PLoS One. 2021 Oct 20;16(10):e0258854. doi: 10.1371/journal.pone.0258854. eCollection 2021.
INTRODUCTION: There are a growing number of older adults with combined age-related vision loss (ARVL) and dementia. Existing literature shows the pervasive impact that both diagnoses have separately on the participation of older adults, however, little is known about the societal participation of older adults with both conditions.

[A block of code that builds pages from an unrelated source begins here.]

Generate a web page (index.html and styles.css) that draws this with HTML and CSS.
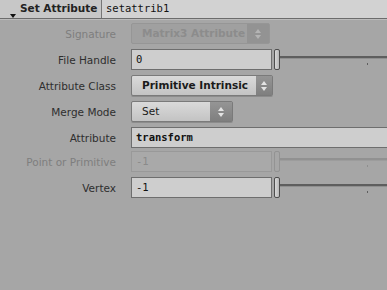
FILE: index.html
```html
<!DOCTYPE html>
<html lang="en">
<head>
    <meta charset="UTF-8">
    <title>Set Attribute</title>
    <link rel="stylesheet" href="styles.css">
</head>
<body>
    <div class="header">
        <div class="node-type">
            <span class="collapse-arrow"></span>
            Set Attribute
        </div>
        <div class="node-name">setattrib1</div>
    </div>

    <div class="parms">
        <div class="row disabled">
            <div class="label">Signature</div>
            <div class="menu bold menu-signature">
                <span class="menu-text">Matrix3 Attribute</span>
                <span class="menu-arrow"></span>
            </div>
        </div>

        <div class="row">
            <div class="label">File Handle</div>
            <div class="field field-num">0</div>
            <div class="slider">
                <span class="slider-handle"></span>
                <span class="slider-track"></span>
            </div>
        </div>

        <div class="row">
            <div class="label">Attribute Class</div>
            <div class="menu bold menu-class">
                <span class="menu-text">Primitive Intrinsic</span>
                <span class="menu-arrow"></span>
            </div>
        </div>

        <div class="row">
            <div class="label">Merge Mode</div>
            <div class="menu menu-merge">
                <span class="menu-text">Set</span>
                <span class="menu-arrow"></span>
            </div>
        </div>

        <div class="row row-attrib">
            <div class="label">Attribute</div>
            <div class="field field-wide mono-bold">transform</div>
        </div>

        <div class="row disabled">
            <div class="label">Point or Primitive</div>
            <div class="field field-num">-1</div>
            <div class="slider">
                <span class="slider-handle"></span>
                <span class="slider-track"></span>
            </div>
        </div>

        <div class="row">
            <div class="label">Vertex</div>
            <div class="field field-num">-1</div>
            <div class="slider">
                <span class="slider-handle"></span>
                <span class="slider-track"></span>
            </div>
        </div>
    </div>
</body>
</html>
```
FILE: styles.css
```css
* {
    margin: 0;
    padding: 0;
    box-sizing: border-box;
}

body {
    background-color: #a6a6a6;
    font-family: "DejaVu Sans", sans-serif;
    font-size: 10.5px;
    color: #2b2b2b;
    width: 387px;
    height: 290px;
    overflow: hidden;
}

/* header with node type and name */
.header {
    display: flex;
    height: 19px;
    background-color: #c7c7c7;
    border-bottom: 1px solid #6c6c6c;
    box-shadow: 0 1px 0 #bcbcbc;
}

.node-type {
    position: relative;
    width: 101px;
    padding-left: 20px;
    padding-top: 2px;
    font-weight: bold;
    font-size: 10.5px;
    color: #222;
}

.collapse-arrow {
    position: absolute;
    left: 10px;
    top: 14px;
    width: 0;
    height: 0;
    border-left: 3.5px solid transparent;
    border-right: 3.5px solid transparent;
    border-top: 4px solid #111;
}

.node-name {
    flex: 1;
    background-color: #d2d2d2;
    border-left: 1px solid #777;
    padding: 2px 0 0 4px;
    font-family: "DejaVu Sans Mono", monospace;
    color: #111;
}

/* parameter rows */
.parms {
    padding-top: 4px;
}

.row {
    display: flex;
    align-items: center;
    height: 21px;
    margin-bottom: 5px;
}

.row-attrib {
    margin-top: 1px;
    margin-bottom: 3px;
}

.label {
    width: 131px;
    padding-right: 15px;
    text-align: right;
    color: #2e2e2e;
}

.disabled .label {
    color: #7e7e7e;
}

.field {
    height: 21px;
    background-color: #cecece;
    border: 1px solid #6e6e6e;
    padding: 3px 0 0 4px;
    font-family: "DejaVu Sans Mono", monospace;
    color: #111;
}

.field-num {
    width: 141px;
}

.field-wide {
    flex: 1;
    border-right: none;
}

.mono-bold {
    font-weight: bold;
}

.disabled .field {
    background-color: #a9a9a9;
    border-color: #999;
    color: #8a8a8a;
}

/* menus */
.menu {
    display: flex;
    height: 21px;
    border: 1px solid #7a7a7a;
    border-radius: 2px;
    background: linear-gradient(#dadada, #c3c3c3);
    box-shadow: 0 1px 0 #8c8c8c;
    color: #1a1a1a;
}

.menu.bold {
    font-weight: bold;
}

.menu-text {
    flex: 1;
    padding: 3px 0 0 10px;
}

.menu-arrow {
    position: relative;
    width: 22px;
    background: linear-gradient(#959595, #7f7f7f);
}

.menu-arrow::before,
.menu-arrow::after {
    content: "";
    position: absolute;
    left: 8px;
    width: 0;
    height: 0;
    border-left: 3px solid transparent;
    border-right: 3px solid transparent;
}

.menu-arrow::before {
    top: 5px;
    border-bottom: 4px solid #e4e4e4;
}

.menu-arrow::after {
    top: 11px;
    border-top: 4px solid #e4e4e4;
}

.menu-signature {
    width: 139px;
}

.menu-class {
    width: 142px;
}

.menu-class .menu-arrow {
    width: 16px;
}

.menu-class .menu-arrow::before,
.menu-class .menu-arrow::after {
    left: 5px;
}

.menu-merge {
    width: 102px;
}

.disabled .menu {
    background: #a0a0a0;
    border-color: #969696;
    box-shadow: none;
    color: #8c8c8c;
}

.disabled .menu-arrow {
    background: #939393;
}

.disabled .menu-arrow::before {
    border-bottom-color: #b4b4b4;
}

.disabled .menu-arrow::after {
    border-top-color: #b4b4b4;
}

/* sliders */
.slider {
    flex: 1;
    display: flex;
    align-items: center;
    height: 21px;
    margin-left: 2px;
}

.slider-handle {
    width: 6px;
    height: 21px;
    background: linear-gradient(90deg, #d8d8d8, #b8b8b8);
    border: 1px solid #4e4e4e;
    border-radius: 2px;
}

.slider-track {
    position: relative;
    flex: 1;
    height: 3px;
    margin-top: -4px;
    background-color: #5e5e5e;
    border-bottom: 1px solid #8f8f8f;
}

.slider-track::after {
    content: "";
    position: absolute;
    left: 87px;
    top: 7px;
    width: 1px;
    height: 2px;
    background-color: #5e5e5e;
}

.disabled .slider-handle {
    background: #a6a6a6;
    border-color: #939393;
}

.disabled .slider-track {
    background-color: #919191;
    border-bottom-color: #9c9c9c;
}

.disabled .slider-track::after {
    background-color: #8e8e8e;
}
```
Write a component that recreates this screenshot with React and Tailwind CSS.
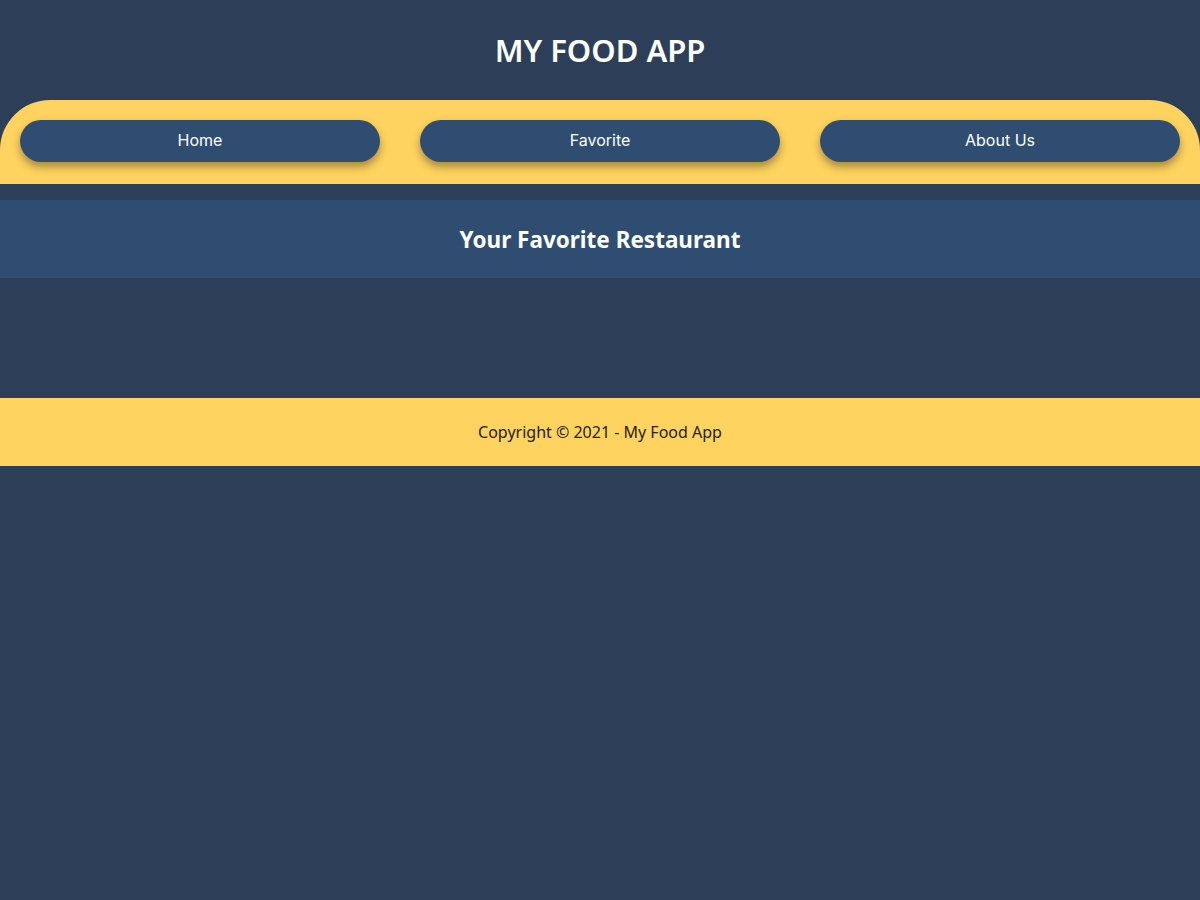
export default function App() {
  return (
    <div className="min-h-[900px] w-full bg-[#2c3e58]" style={{ fontFamily: '"Noto Sans", "Open Sans", sans-serif' }}>
      <header className="flex h-[100px] items-center justify-center">
        <h1 className="text-[31px] font-semibold text-white">MY FOOD APP</h1>
      </header>
      <nav className="flex h-[84px] gap-10 rounded-t-[50px] bg-[#ffd35f] px-5 pt-5">
        {["Home", "Favorite", "About Us"].map((t) => (
          <a
            key={t}
            className="flex h-[42px] flex-1 items-center justify-center rounded-full bg-[#2e4d71] pb-[3px] text-[16px] text-white shadow-[0_5px_8px_rgba(0,0,0,0.35)]"
            style={{ fontFamily: 'Inter, "Liberation Sans", sans-serif' }}
          >
            {t}
          </a>
        ))}
      </nav>
      <main className="mt-4 h-[198px]">
        <section className="flex h-[78px] items-center justify-center bg-[#2e4d71]">
          <h2 className="pt-[2px] text-[22.5px] font-bold text-white">Your Favorite Restaurant</h2>
        </section>
      </main>
      <footer className="flex h-[68px] items-center justify-center bg-[#ffd35f]">
        <p className="text-[16px] text-[#222]">Copyright © 2021 - My Food App</p>
      </footer>
    </div>
  );
}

As such, the aim of this scoping review was to explore the combined impact of ARVL and dementia on the participation of older adults, with a specific focus on highlighting strategies that help mitigate the impact of ARVL and dementia on participation.
METHODS: This study utilized a scoping review, informed by the framework by Arksey and O’Malley . Two researchers independently ran a total of 62 search terms across four categories in six databases (PubMed, CINAHL, Scopus, Embase, Medline, PsycINFO), with an initial yield of 2,053 articles. Grey literature was also included in this scoping review and was retrieved from organizational websites, brochures, conference proceedings, and a Google Scholar search. The application of study inclusion criteria resulted in a final yield of 13 empirical studies and 10 grey literature sources.
RESULTS: Following detailed thematic analysis of the empirical and grey literature sources, four themes emerged regarding the impact of combined ARVL and dementia on the participation of older adults including: 1) Managing the pragmatic aspects of a dual diagnosis; 2) Diverse approaches to risk assessment and management; 3) Adopting a multi-disciplinary approach to facilitate care and; 4) Using compensatory strategies to facilitate participation.
CONCLUSIONS: The four themes highlight the challenges older adults with these combined diagnoses experience, which limit their opportunities for meaningful participation. Given the scarcity of research on this topic, future research should identify the type of ARVL and dementia diagnoses of study participants, conduct qualitative research about the lived experiences of older adults with a dual diagnosis, and broaden the geographic scope of research.